An dieser Stelle eines kurzen Vorwortes kann ich die - an sich wichtige - Frage des Spannungsverhältnisses zwischen der traditionellen Kunstrichtung und den Gestaltungen der modernen Malerei (deren Modernität so oft dem Wechsel unterworfen war) nicht auch noch beantworten. Ich wende mich nur gegen Versuche, im oft verworrenen
Neuigkeitsdrang der Tradition ihre Legitimität abzusprechen. Dazu eine bezeichnende Anekdote aus dem neueren Kunstleben in Paris. Balthus, der wenig älter als Sautter ist, hat konsequent, auf eine sehr persönliche Art, "gegenständlich" gemalt - weshalb er langezeit die Gunst der Pariser Kunstkritik verlor. Picasso aber erblickte in diesem
jüngeren Maler einen grossen Meister; er sagte es nicht nur, er zwang den Staat, ein Gemälde von Balthus in den Louvre aufzunehmen, indem er es diesem Museum schenkte. So souverän können manchmal (nicht immer!) bedeutende Künstler über einen anderen urteilen. Sautter hat kein Hehl aus seiner Bewunderung für Picasso gemacht, diesem jedoch Matisses Ausdruck, Licht, Form und Farbe vorgezogen. Es gibt überall zusammenhänge, man muss ihnen nur nachzuspüren trachten.
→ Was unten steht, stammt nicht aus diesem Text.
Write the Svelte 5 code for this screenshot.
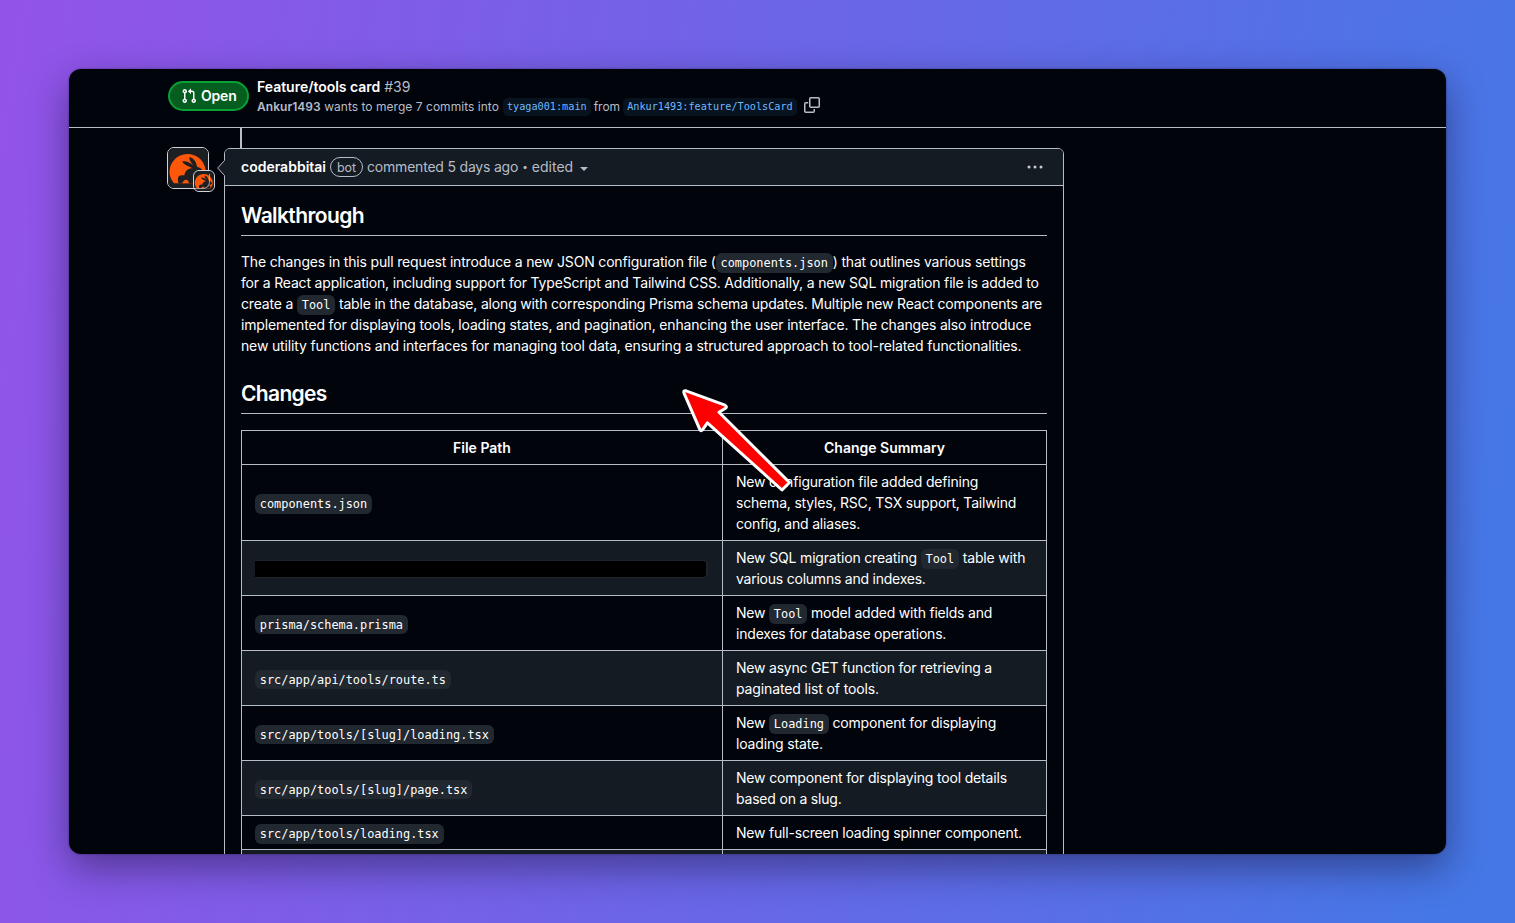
<script>
  // ls: letter-spacing of a line, in px
  const intro = [
    { ls: -0.178, parts: [{ t: 'The changes in this pull request introduce a new JSON configuration file (' }, { c: 'components.json' }, { t: ') that outlines various settings' }] },
    { ls: -0.173, parts: [{ t: 'for a React application, including support for TypeScript and Tailwind CSS. Additionally, a new SQL migration file is added to' }] },
    { ls: -0.18, parts: [{ t: 'create a ' }, { c: 'Tool' }, { t: ' table in the database, along with corresponding Prisma schema updates. Multiple new React components are' }] },
    { ls: -0.167, parts: [{ t: 'implemented for displaying tools, loading states, and pagination, enhancing the user interface. The changes also introduce' }] },
    { ls: -0.148, parts: [{ t: 'new utility functions and interfaces for managing tool data, ensuring a structured approach to tool-related functionalities.' }] }
  ];
  const rows = [
    { path: 'components.json', lines: [
      { ls: -0.19, parts: [{ t: 'New configuration file added defining' }] },
      { ls: -0.19, parts: [{ t: 'schema, styles, RSC, TSX support, Tailwind' }] },
      { ls: -0.19, parts: [{ t: 'config, and aliases.' }] }] },
    { path: null, lines: [
      { ls: -0.17, parts: [{ t: 'New SQL migration creating ' }, { c: 'Tool' }, { t: ' table with' }] },
      { ls: -0.23, parts: [{ t: 'various columns and indexes.' }] }] },
    { path: 'prisma/schema.prisma', lines: [
      { ls: -0.21, parts: [{ t: 'New ' }, { c: 'Tool' }, { t: ' model added with fields and' }] },
      { ls: -0.2, parts: [{ t: 'indexes for database operations.' }] }] },
    { path: 'src/app/api/tools/route.ts', lines: [
      { ls: -0.21, parts: [{ t: 'New async GET function for retrieving a' }] },
      { ls: -0.13, parts: [{ t: 'paginated list of tools.' }] }] },
    { path: 'src/app/tools/[slug]/loading.tsx', lines: [
      { ls: -0.2, parts: [{ t: 'New ' }, { c: 'Loading' }, { t: ' component for displaying' }] },
      { ls: -0.15, parts: [{ t: 'loading state.' }] }] },
    { path: 'src/app/tools/[slug]/page.tsx', lines: [
      { ls: -0.175, parts: [{ t: 'New component for displaying tool details' }] },
      { ls: -0.2, parts: [{ t: 'based on a slug.' }] }] },
    { path: 'src/app/tools/loading.tsx', lines: [
      { ls: -0.2, parts: [{ t: 'New full-screen loading spinner component.' }] }] },
    { path: '', lines: [{ ls: 0, parts: [] }] }
  ];
</script>

{#snippet text(lines)}
  {#each lines as line}
    <div class="line" style="letter-spacing: {line.ls}px">{#each line.parts as part}{#if part.c}<code>{part.c}</code>{:else}<span>{part.t}</span>{/if}{/each}</div>
  {/each}
{/snippet}

{#snippet rabbit()}
  <svg viewBox="0 0 40 40" aria-hidden="true">
    <rect width="40" height="40" fill="#1d2023" />
    <path d="M6 35.2A18 17.600 0 1 1 37 28L33 35.2Z" fill="#ff570a" />
    <path d="M10.5 35.2C9.5 31.5 9.4 28 12.5 27.4C15 27 15.5 27.2 16.3 27.4C17.2 22.3 20.7 20 25 20.3C20 18.3 15.2 16.5 14.4 13.3C18.2 12.8 22.8 14.8 25.6 18C22.7 14.3 20.5 11.2 21.7 9.1C26.6 10.7 28.4 14.7 29 18.8C32.8 19.8 35.1 22.1 36.2 24.7C35 27.3 32.5 28.1 30.4 28.2C32.3 30 33.3 32.5 33.2 35.2Z" fill="#1d2023" />
    <path d="M16 32.5C17.5 31 20.5 31.2 21 35.2H14Z" fill="#ff570a" />
  </svg>
{/snippet}

<main>
  <section class="window">
    <header class="top">
      <div class="state">
        <svg width="16" height="16" viewBox="0 0 16 16" fill="#fff"><path d="M1.5 3.25a2.25 2.25 0 1 1 3 2.122v5.256a2.251 2.251 0 1 1-1.5 0V5.372A2.25 2.25 0 0 1 1.5 3.25Zm5.677-.177L9.573.677A.25.25 0 0 1 10 .854V2.5h1A2.5 2.5 0 0 1 13.5 5v5.628a2.251 2.251 0 1 1-1.5 0V5a1 1 0 0 0-1-1h-1v1.646a.25.25 0 0 1-.427.177L7.177 3.427a.25.25 0 0 1 0-.354ZM3.75 2.5a.75.75 0 1 0 0 1.5.75.75 0 0 0 0-1.5Zm0 9.5a.75.75 0 1 0 0 1.5.75.75 0 0 0 0-1.5Zm8.25.75a.75.75 0 1 0 1.5 0 .75.75 0 0 0-1.5 0Z" /></svg>
        <span>Open</span>
      </div>
      <div class="titles">
        <div class="title"><b>Feature/tools card</b> <span>#39</span></div>
        <div class="sub">
          <span class="who"><b>Ankur1493</b> wants to merge 7 commits into</span>
          <code class="ref">tyaga001:main</code>
          <span class="from">from</span>
          <code class="ref">Ankur1493:feature/ToolsCard</code>
          <svg class="copy" width="16" height="16" viewBox="0 0 16 16" fill="none" stroke="#b7bdc8" stroke-width="1.5"><rect x="5.75" y=".75" width="9.5" height="9.5" rx="1" /><path d="M4.2 5.75H1.75a1 1 0 0 0-1 1v7.5a1 1 0 0 0 1 1h7.5a1 1 0 0 0 1-1V12" /></svg>
        </div>
      </div>
    </header>

    <div class="thread">
      <div class="avatar">
        {@render rabbit()}
        <div class="mini">{@render rabbit()}<i class="ring"></i></div>
      </div>
      <article class="comment">
        <i class="stem"></i>
        <svg class="notch" width="8" height="16" viewBox="0 0 8 16"><path d="M8 0L.7 8L8 16Z" fill="#151b23" /><path d="M7.5 .5L.7 8L7.5 15.5" fill="none" stroke="#b7bdc8" /></svg>
        <div class="meta">
          <b>coderabbitai</b>
          <span class="bot">bot</span>
          <span class="when">commented 5 days ago</span>
          <span class="dot">•</span>
          <span class="edited">edited</span>
          <i class="caret"></i>
          <svg class="kebab" width="16" height="4" viewBox="0 0 16 4" fill="#c5cad3"><circle cx="2" cy="2" r="1.5" /><circle cx="8" cy="2" r="1.5" /><circle cx="14" cy="2" r="1.5" /></svg>
        </div>
        <div class="body">
          <h2>Walkthrough</h2>
          <div class="intro">{@render text(intro)}</div>
          <h2>Changes</h2>
          <table>
            <thead><tr><th class="path">File Path</th><th>Change Summary</th></tr></thead>
            <tbody>
              {#each rows as row}
                <tr>
                  <td>{#if row.path}<code>{row.path}</code>{:else if row.path === null}<div class="redacted"></div>{/if}</td>
                  <td>{@render text(row.lines)}</td>
                </tr>
              {/each}
            </tbody>
          </table>
        </div>
      </article>
    </div>
  </section>
  <svg class="arrow" width="120" height="120" viewBox="0 0 120 120"><path d="M6 11.800L45 26.200Q47.500 27.700 45.500 29.200L39 33.200L109.500 103.500L102 111L27.400 43.800L22.500 50.800Q21 52.600 20 50.800L4 14.200Q3.200 11 6 11.800Z" fill="#f00" stroke="#fff" stroke-width="3" stroke-linejoin="round" /></svg>
</main>

<style>
  :global(body) { margin: 0; }
  main {
    position: relative;
    box-sizing: border-box;
    width: 1515px;
    height: 923px;
    padding: 69px;
    background: linear-gradient(100deg, #9353e9 0%, #4677e6 95%);
    font-family: Inter, "Liberation Sans", sans-serif;
    font-size: 14px;
    line-height: 21px;
    color: #fff;
    overflow: hidden;
  }
  b, h2, th { font-weight: 600; }
  .window {
    width: 1377px;
    height: 785px;
    border-radius: 12px;
    background: #01040b;
    overflow: hidden;
    box-shadow: 0 14px 38px rgba(20, 15, 50, .48), 0 0 2px rgba(0, 0, 0, .5);
  }
  .top {
    display: flex;
    box-sizing: border-box;
    height: 59px;
    padding: 7px 0 0 99px;
    border-bottom: 1px solid #b7bdc8;
  }
  .state {
    display: flex;
    align-items: center;
    box-sizing: border-box;
    width: 81px;
    height: 30px;
    margin-top: 5px;
    padding: 0 0 1px 11px;
    gap: 4px;
    border: 2px solid #09a035;
    border-radius: 15px;
    background: #055d20;
    font-weight: 600;
    letter-spacing: -.2px;
  }
  .titles { margin-left: 8px; color: #b7bdc8; }
  .title b { color: #fff; }
  .title { letter-spacing: -.02px; }
  .sub { display: flex; align-items: center; height: 18px; margin-top: 1px; font-size: 12px; line-height: 18px; white-space: nowrap; }
  .who { letter-spacing: .035px; }
  .ref {
    padding: 0 4px;
    border-radius: 5px;
    background: #07131f;
    color: #71b7ff;
    font-size: 10.2px;
    line-height: 18px;
    margin: 0 0 0 4px;
  }
  .from { margin-left: 3px; }
  .from + .ref { margin-left: 3px; }
  .copy { margin-left: 7px; margin-top: -5px; }
  .thread { display: flex; padding: 20px 0 0 98px; }
  .avatar {
    position: relative;
    box-sizing: border-box;
    width: 42px;
    height: 42px;
    margin-top: -1px;
    border: 1px solid #d0d3d8;
    border-radius: 7px;
  }
  .avatar svg { display: block; width: 100%; height: 100%; border-radius: 6px; }
  .mini {
    position: absolute;
    left: 25px;
    top: 22px;
    width: 20px;
    height: 20px;
    border: 1px solid #d0d3d8;
    border-radius: 6px;
    overflow: hidden;
  }
  .ring {
    position: absolute;
    right: 4px;
    bottom: 2px;
    width: 14px;
    height: 14px;
    border: solid rgba(208, 211, 216, .65);
    border-width: 0 1px 1px 0;
    border-radius: 0 0 7px;
  }
  .comment {
    position: relative;
    box-sizing: border-box;
    width: 840px;
    height: 760px;
    margin-left: 15px;
    border: 1px solid #b7bdc8;
    border-radius: 6px;
  }
  .stem { position: absolute; left: 15px; top: -21px; width: 2px; height: 20px; background: #b7bdc8; }
  .notch { position: absolute; left: -8px; top: 11px; }
  .meta {
    display: flex;
    align-items: center;
    box-sizing: border-box;
    height: 37px;
    padding: 0 20px 1px 16px;
    border-bottom: 1px solid #b7bdc8;
    border-radius: 5px 5px 0 0;
    background: #151b23;
    color: #b7bdc8;
    white-space: nowrap;
  }
  .meta b { color: #fff; }
  .bot { box-sizing: border-box; width: 33px; height: 20px; margin: 1px 4px 0; border: 1px solid #b7bdc8; border-radius: 10px; text-align: center; font-size: 12.500px; line-height: 19px; }
  .when { letter-spacing: -.2px; }
  .dot { margin: 0 4px; font-size: 10px; }
  .caret { margin: 4px 0 0 7px; border: 4px solid transparent; border-top-color: #b7bdc8; border-bottom: 0; }
  .kebab { margin-left: auto; }
  .body { padding: 16px 16px 0; }
  h2 { box-sizing: border-box; height: 34px; margin: 0 0 16px; padding-bottom: 6px; border-bottom: 1px solid #b7bdc8; font-size: 21px; line-height: 28px; letter-spacing: -.6px; }
  .intro { margin: -1px 0 24px; }
  .intro + h2 { letter-spacing: -.67px; }
  .line { white-space: pre; height: 21px; }
  code { font-family: "DejaVu Sans Mono", monospace; letter-spacing: 0; }
  .line code, td code { padding: 2.8px 4.8px; border-radius: 6px; background: #212830; font-size: 11.9px; line-height: 1; }
  table { width: 806px; table-layout: fixed; border-collapse: collapse; }
  .path { width: 454px; }
  th, td { padding: 6px 13px; border: 1px solid #b7bdc8; }
  td { vertical-align: middle; }
  tbody tr:nth-child(even) { background: #151b23; }
  .redacted { width: 451px; height: 16px; margin-top: 2px; background: #000; border-radius: 0 3px 3px 0; box-shadow: 1px 0 0 1px #1c232b; }
  .arrow { position: absolute; left: 680px; top: 379px; }
</style>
Es ist schade, dass mir der Platz fehlt, um mich auch zu Sautters Landschaften zu äussern. Man hat sie gelegentlich "lyrisch" genannt und wollte damit etwas über den sensiblen Natur-sinn des Künstlers aussagen. Ich würde lieber "seherisch" sagen, diese Landschaftsbilder zur Tag- und oft auch zur Nachtzeit sind Visionen von Wald, Wiese, See, Himmel und Erde. Das nur-Lyrische ist dem Verdacht des Sentiments, wenn nicht gar der Sentimentalität ausgesetzt. Das wäre eine Schwäche. Sautters Kunst aber ist nicht schwächlich, sie ist männlich.